__Brief__
Gather up every line that includes the string "styles".
[Begin Data excerpt]
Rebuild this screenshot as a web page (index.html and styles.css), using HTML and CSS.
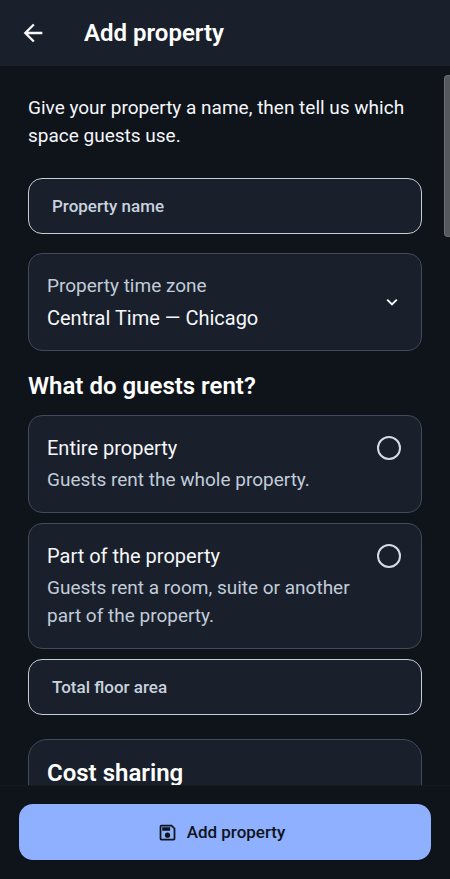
FILE: index.html
```html
<!DOCTYPE html>
<html lang="en">
<head>
    <meta charset="UTF-8">
    <meta name="viewport" content="width=device-width, initial-scale=1">
    <title>Add property</title>
    <link rel="stylesheet" href="styles.css">
</head>
<body>
    <header class="top-bar">
        <button class="back" type="button" aria-label="Back">
            <svg width="28" height="28" viewBox="0 0 24 24" fill="currentColor"><path d="M20 11H7.83l5.59-5.59L12 4l-8 8 8 8 1.41-1.41L7.83 13H20z"/></svg>
        </button>
        <h1>Add property</h1>
    </header>

    <div class="content">
        <form class="form" id="propertyForm">
            <p class="intro">Give your property a name, then tell us which space guests use.</p>

            <div class="field">
                <label for="propertyName">Property name</label>
                <input type="text" id="propertyName" placeholder=" ">
            </div>

            <div class="card timezone">
                <div class="card-text">
                    <label class="muted" for="timezone">Property time zone</label>
                    <select id="timezone">
                        <option>Central Time — Chicago</option>
                        <option>Eastern Time — New York</option>
                        <option>Pacific Time — Los Angeles</option>
                    </select>
                </div>
                <svg class="chevron" width="18" height="18" viewBox="0 0 18 18" fill="none" stroke="currentColor" stroke-width="2"><path d="M4.2 6.6L9 11.4l4.8-4.8"/></svg>
            </div>

            <h2 id="rentTitle">What do guests rent?</h2>

            <div class="options" role="radiogroup" aria-labelledby="rentTitle">
                <label class="card" for="entire">
                    <span class="card-text">
                        <span>Entire property</span>
                        <span class="muted">Guests rent the whole property.</span>
                    </span>
                    <input type="radio" name="rent" id="entire">
                </label>
                <label class="card" for="part">
                    <span class="card-text">
                        <span>Part of the property</span>
                        <span class="muted">Guests rent a room, suite or another part of the property.</span>
                    </span>
                    <input type="radio" name="rent" id="part">
                </label>
                <div class="field">
                    <label for="floorArea">Total floor area</label>
                    <input type="text" id="floorArea" placeholder=" ">
                </div>
            </div>

            <section class="card cost">
                <h2>Cost sharing</h2>
            </section>
        </form>
        <div class="scroll-thumb"></div>
    </div>

    <footer class="bottom-bar">
        <button class="submit" type="submit" form="propertyForm">
            <svg width="21" height="21" viewBox="0 0 24 24" fill="currentColor"><path d="M17 3H5a2 2 0 0 0-2 2v14a2 2 0 0 0 2 2h14a2 2 0 0 0 2-2V7zm2 16H5V5h11.17L19 7.83zM12 12a3 3 0 1 0 0 6 3 3 0 0 0 0-6zM6 6h9v4H6z"/></svg>
            Add property
        </button>
    </footer>
</body>
</html>
```
FILE: styles.css
```css
* {
    box-sizing: border-box;
}
body {
    margin: 0;
    height: 100vh;
    display: flex;
    flex-direction: column;
    font-family: Roboto, sans-serif;
    font-size: 20px;
    line-height: 28px;
    color: #f5f7fa;
    background-color: #0f131a;
}
h1, h2, p {
    margin: 0;
}
h1, h2 {
    font-size: 24px;
    line-height: 30px;
    font-weight: 600;
    color: #fff;
}
button, input, select {
    font-family: inherit;
    color: inherit;
}
.top-bar {
    display: flex;
    align-items: center;
    gap: 37px;
    padding: 18px 19px;
    background-color: #1a202b;
}
.back {
    display: flex;
    padding: 0;
    border: none;
    background: none;
    cursor: pointer;
}
.content {
    position: relative;
    flex: 1;
    min-height: 0;
}
.form {
    height: 100%;
    overflow-y: auto;
    scrollbar-width: none;
    padding: 28px;
}
.scroll-thumb {
    position: absolute;
    top: 9px;
    right: 0;
    width: 6px;
    height: 162px;
    border: 1px solid #6b6e72;
    border-right: none;
    border-radius: 4px 0 0 4px;
    background-color: #55585c;
}
.intro {
    margin-bottom: 28px;
    font-size: 19px;
}
.field {
    display: grid;
    align-items: center;
}
.field label,
.field input {
    grid-area: 1 / 1;
}
.field label {
    z-index: 1;
    padding: 0 24px;
    font-size: 17px;
    font-weight: 500;
    color: #c8d2df;
    pointer-events: none;
}
.field input {
    width: 100%;
    height: 56px;
    padding: 0 24px;
    font-size: 17px;
    border: 1px solid #c3ccd8;
    border-radius: 14px;
    background-color: #1a202b;
}
.field input:not(:placeholder-shown) {
    padding-top: 16px;
}
.field:has(input:not(:placeholder-shown)) label {
    align-self: start;
    font-size: 12px;
}
.card {
    display: flex;
    align-items: flex-start;
    gap: 18px;
    padding: 18px 20px 18px 18px;
    border: 1px solid #3f4b5c;
    border-radius: 14px;
    background-color: #1a202b;
}
.card-text {
    flex: 1;
    display: flex;
    flex-direction: column;
    gap: 4px;
}
.muted {
    font-size: 19px;
    color: #c1ccda;
}
.timezone {
    align-items: center;
    margin: 19px 0 20px;
}
.timezone select {
    appearance: none;
    width: 100%;
    height: 28px;
    padding: 0;
    border: none;
    background: none;
    font-size: 20px;
}
.options {
    display: flex;
    flex-direction: column;
    gap: 10px;
    margin: 14px 0 24px;
}
.card input {
    appearance: none;
    width: 24px;
    height: 24px;
    margin: 2px 0;
    border: 2px solid #d2dbe6;
    border-radius: 50%;
}
.card input:checked {
    border-width: 7px;
    border-color: #8fb0ff;
}
.cost {
    min-height: 200px;
    border-radius: 19px;
}
.bottom-bar {
    padding: 18px 19px 19px;
    border-top: 1px solid #151a21;
    background-color: #0f131a;
}
.submit {
    display: flex;
    align-items: center;
    justify-content: center;
    gap: 9px;
    width: 100%;
    height: 56px;
    padding: 0 18px 0 10px;
    border: none;
    border-radius: 14px;
    background-color: #8fb0ff;
    color: #0f131a;
    font-size: 17px;
    font-weight: 500;
    cursor: pointer;
}
```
[End Data excerpt]
__Solution below__
Rebuild this screenshot as a web page (index.html and styles.css), using HTML and CSS.
    <link rel="stylesheet" href="styles.css">
FILE: styles.css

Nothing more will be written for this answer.